Wendy Barnaby finds that politics provides solutions to water problems
In times of drought, people living in the Okavango region of Namibia cut down more fruit trees, and harvest more grass and firewood, than sustainability allows.
‘There are no rules if people go to collect the trees, grass and firewood,’ said one villager. ‘There were rules before, but we do not implement them anymore, but our forefathers implemented them and took care of the natural resources.’ (See 1 below). The villagers use what they do partly to meet their immediate needs, but also because of changing attitudes to the authority that used to curb excesses.

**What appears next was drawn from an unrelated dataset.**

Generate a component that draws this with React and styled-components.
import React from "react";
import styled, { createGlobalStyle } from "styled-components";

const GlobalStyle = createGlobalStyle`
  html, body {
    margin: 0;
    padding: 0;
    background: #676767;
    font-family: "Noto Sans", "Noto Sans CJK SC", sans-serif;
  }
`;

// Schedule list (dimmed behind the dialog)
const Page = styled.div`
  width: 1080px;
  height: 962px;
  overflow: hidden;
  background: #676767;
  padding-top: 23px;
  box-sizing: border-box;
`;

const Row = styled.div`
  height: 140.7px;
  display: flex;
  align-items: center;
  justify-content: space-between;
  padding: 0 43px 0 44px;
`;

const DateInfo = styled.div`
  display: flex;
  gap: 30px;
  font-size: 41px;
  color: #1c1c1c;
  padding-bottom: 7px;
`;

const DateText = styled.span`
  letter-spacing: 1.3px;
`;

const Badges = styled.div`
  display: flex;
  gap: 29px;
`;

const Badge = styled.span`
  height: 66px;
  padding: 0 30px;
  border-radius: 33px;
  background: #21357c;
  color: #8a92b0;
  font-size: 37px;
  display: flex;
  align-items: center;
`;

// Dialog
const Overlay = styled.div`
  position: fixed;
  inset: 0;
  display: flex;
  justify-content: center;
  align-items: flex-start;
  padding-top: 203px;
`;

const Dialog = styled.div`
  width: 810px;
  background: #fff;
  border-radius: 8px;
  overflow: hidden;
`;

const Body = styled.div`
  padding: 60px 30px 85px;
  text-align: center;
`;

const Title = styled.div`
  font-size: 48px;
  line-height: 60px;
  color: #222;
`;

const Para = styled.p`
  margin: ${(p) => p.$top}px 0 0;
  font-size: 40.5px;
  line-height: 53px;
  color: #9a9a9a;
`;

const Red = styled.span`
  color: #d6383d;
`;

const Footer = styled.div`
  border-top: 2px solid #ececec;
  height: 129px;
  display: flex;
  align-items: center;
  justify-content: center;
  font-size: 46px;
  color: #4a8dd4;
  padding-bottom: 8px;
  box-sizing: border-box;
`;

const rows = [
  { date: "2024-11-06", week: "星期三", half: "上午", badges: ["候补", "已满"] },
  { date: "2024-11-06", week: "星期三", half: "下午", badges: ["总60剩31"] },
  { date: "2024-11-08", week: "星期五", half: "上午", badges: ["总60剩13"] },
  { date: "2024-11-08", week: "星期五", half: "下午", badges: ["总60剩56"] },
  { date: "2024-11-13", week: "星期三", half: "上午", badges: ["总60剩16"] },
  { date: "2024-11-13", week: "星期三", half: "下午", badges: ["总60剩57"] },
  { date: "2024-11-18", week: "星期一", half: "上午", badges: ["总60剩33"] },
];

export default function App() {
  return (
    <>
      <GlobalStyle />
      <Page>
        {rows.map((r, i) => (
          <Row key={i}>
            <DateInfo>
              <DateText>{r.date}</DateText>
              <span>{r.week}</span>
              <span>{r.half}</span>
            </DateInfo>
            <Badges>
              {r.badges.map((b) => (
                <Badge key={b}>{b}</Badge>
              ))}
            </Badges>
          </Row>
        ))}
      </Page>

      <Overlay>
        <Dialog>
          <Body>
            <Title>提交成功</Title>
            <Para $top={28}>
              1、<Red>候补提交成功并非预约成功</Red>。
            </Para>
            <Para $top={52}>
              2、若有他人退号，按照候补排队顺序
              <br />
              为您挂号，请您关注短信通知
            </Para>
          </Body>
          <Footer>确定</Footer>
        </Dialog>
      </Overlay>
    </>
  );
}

Traditional leaders used to make sure that their communities used natural resources sustainably. People either obeyed local rules or, if they broke them, accepted the fines the traditional authority imposed. Now, however, many people refuse to accept the authority of the traditional leaders, and current regional government legitimates harvesting that traditional leaders would want to ban.
The politics of natural resources is hardly recognised in research projects seeking to improve the living standards of people in developing countries. A new review of EU water research concludes that water allocation is an intensely political process, and that researchers must recognise and act on this if their work is to have the desired impact.

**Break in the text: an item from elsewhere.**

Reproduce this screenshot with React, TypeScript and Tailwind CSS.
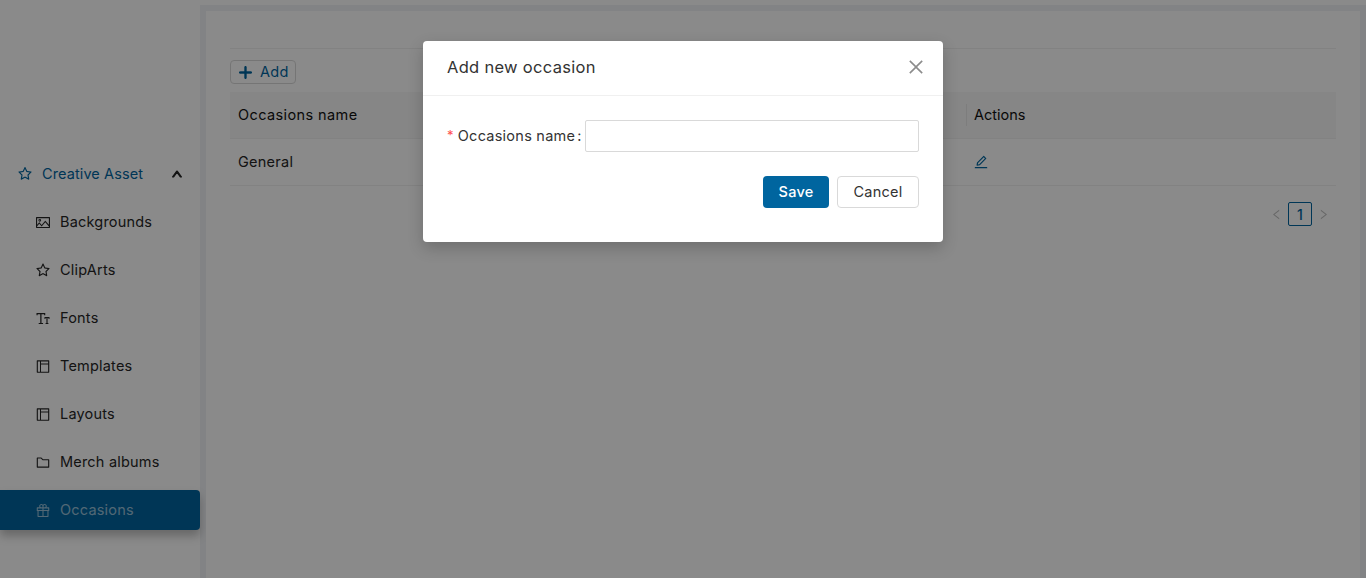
import type { ReactNode } from "react";
import {
  AiOutlineClose,
  AiOutlineEdit,
  AiOutlineFolder,
  AiOutlineFontSize,
  AiOutlineGift,
  AiOutlineLayout,
  AiOutlineLeft,
  AiOutlinePicture,
  AiOutlinePlus,
  AiOutlineRight,
  AiOutlineStar,
  AiOutlineUp,
} from "react-icons/ai";

const font = "font-['Inter','Liberation_Sans',sans-serif]";

function NavItem({ icon, label, active }: { icon: ReactNode; label: string; active?: boolean }) {
  return (
    <div
      className={`flex h-10 items-center gap-[9px] rounded-r pl-[35px] text-[14.5px] tracking-[0.2px] ${
        active ? "bg-[#00659f] text-white/60 shadow-[0_6px_10px_rgba(0,0,0,0.25)]" : "text-[#262626]"
      }`}
    >
      <span className="flex w-4 justify-center text-[17px]">{icon}</span>
      {label}
    </div>
  );
}

export default function App() {
  return (
    <div className={`${font} relative flex h-screen overflow-hidden bg-[#f0f2f5]`}>
      <aside className="flex w-[200px] shrink-0 flex-col gap-2 bg-white pt-[154px]">
        <div className="flex h-10 items-center pl-[17px] pr-[17px] text-[14.5px] tracking-[0.1px] text-[#00659f]">
          <AiOutlineStar className="text-[16px]" />
          <span className="ml-[9px] flex-1">Creative Asset</span>
          <AiOutlineUp className="text-[12px] text-[#262626]" strokeWidth={90} />
        </div>
        <NavItem icon={<AiOutlinePicture />} label="Backgrounds" />
        <NavItem icon={<AiOutlineStar />} label="ClipArts" />
        <NavItem icon={<AiOutlineFontSize />} label="Fonts" />
        <NavItem icon={<AiOutlineLayout />} label="Templates" />
        <NavItem icon={<AiOutlineLayout />} label="Layouts" />
        <NavItem icon={<AiOutlineFolder />} label="Merch albums" />
        <NavItem icon={<AiOutlineGift />} label="Occasions" active />
      </aside>

      <div className="flex min-w-0 flex-1 flex-col">
        <div className="h-[5px] bg-white" />
        <main className="mx-[6px] mt-[6px] flex-1 bg-white px-6 pt-[37px]">
          <div className="border-t border-[#f0f0f0] pt-[11px]">
            <button className="flex h-6 w-[66px] items-center gap-[6px] rounded border border-[#d9d9d9] pl-[6px] text-[14.5px] tracking-[0.25px] text-[#00659f]">
              <AiOutlinePlus className="text-[17px] text-[#00659f]" strokeWidth={60} />
              Add
            </button>
          </div>

          <div className="mt-2 grid grid-cols-[736px_1fr] text-[14.5px] tracking-[0.25px]">
            <div className="flex h-[47px] items-center border-b border-[#f0f0f0] bg-[#f7f7f7] pl-2 tracking-[0.4px] text-[#111]">
              Occasions name
            </div>
            <div className="flex h-[47px] items-center border-b border-[#f0f0f0] bg-[#f7f7f7] tracking-[0px] text-[#111]">
              <span className="mr-[7px] h-[22px] border-l border-[#e8e8e8]" />
              Actions
            </div>
            <div className="flex h-[47px] items-center border-b border-[#f0f0f0] pl-2 text-[#262626]">General</div>
            <div className="flex h-[47px] items-center border-b border-[#f0f0f0] pl-[7px] text-[#00659f]">
              <AiOutlineEdit className="text-[16px]" />
            </div>
          </div>

          <div className="mt-4 flex items-center justify-end gap-[5px] pr-[6px] text-[#bfbfbf]">
            <AiOutlineLeft className="text-[13px]" />
            <span className="flex h-6 w-6 items-center justify-center rounded-[2px] border border-[#00659f] text-[14px] font-medium text-[#00659f]">
              1
            </span>
            <AiOutlineRight className="text-[13px]" />
          </div>
        </main>
      </div>

      {/* modal overlay */}
      <div className="absolute inset-0 flex justify-center bg-black/[0.46] pt-[41px]">
        <div className="h-[201px] w-[520px] rounded bg-white shadow-[0_6px_16px_rgba(0,0,0,0.2)]">
          <div className="flex h-[55px] items-center justify-between border-b border-[#f0f0f0] pb-[2px] pl-6 pr-[17px]">
            <span className="text-[16.5px] tracking-[0.3px] text-[#333]">Add new occasion</span>
            <AiOutlineClose className="text-[20px] text-[#8c8c8c]" />
          </div>
          <div className="px-6 pt-6">
            <div className="flex h-8 items-center text-[14.5px] tracking-[0.25px] text-[#333]">
              <span className="mr-[4px] text-[13px] text-[#ff4d4f]">*</span>
              <span>Occasions name</span>
              <span className="ml-[2px] mr-[3px]">:</span>
              <input className="h-8 flex-1 rounded-[2px] border border-[#d9d9d9] outline-none" />
            </div>
            <div className="mt-6 flex justify-end gap-2 text-[14.5px] tracking-[0.25px]">
              <button className="h-8 w-[66px] rounded bg-[#00659f] font-medium text-white">Save</button>
              <button className="h-8 w-[82px] rounded border border-[#d9d9d9] text-[#333]">Cancel</button>
            </div>
          </div>
        </div>
      </div>
    </div>
  );
}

The review is to be presented to the 4th World Water Forum meeting in Mexico in March.
The review
Over the last 10 years, the INternational science and technology COoperation (EU-INCO) programme of the EU has spent well above € 50 million (£34 million) on research into water resources management and water services more generally.
A panel of 10 scientists has reviewed 60 EU-INCO research projects conducted since 1994 in Africa, Asia, the Caribbean, Latin America, the Mediterranean, Russia, Eastern Europe and Central Asia. The period reviewed covered 1994 to 2005, broadly corresponding to Framework Programme (FP) 4 to FP6. The aim of the review was to identify strengths and weaknesses of EU-INCO’s past research and to guide future investment.
A political process
The fact that water allocation is political is obvious, given a moment’s thought. All stakeholders have vested interests in the way water is allocated between different groups. If one group gets more, others will generally have less. Farmers near a river may be ordered to draw less water from it to irrigate their crops, to allow more for the river’s ecosystem. Many will resist the policy, not wanting their immediate income to suffer for the sake of the river’s longer-term health. What actually happens will depend on the political tussle between the competing interests.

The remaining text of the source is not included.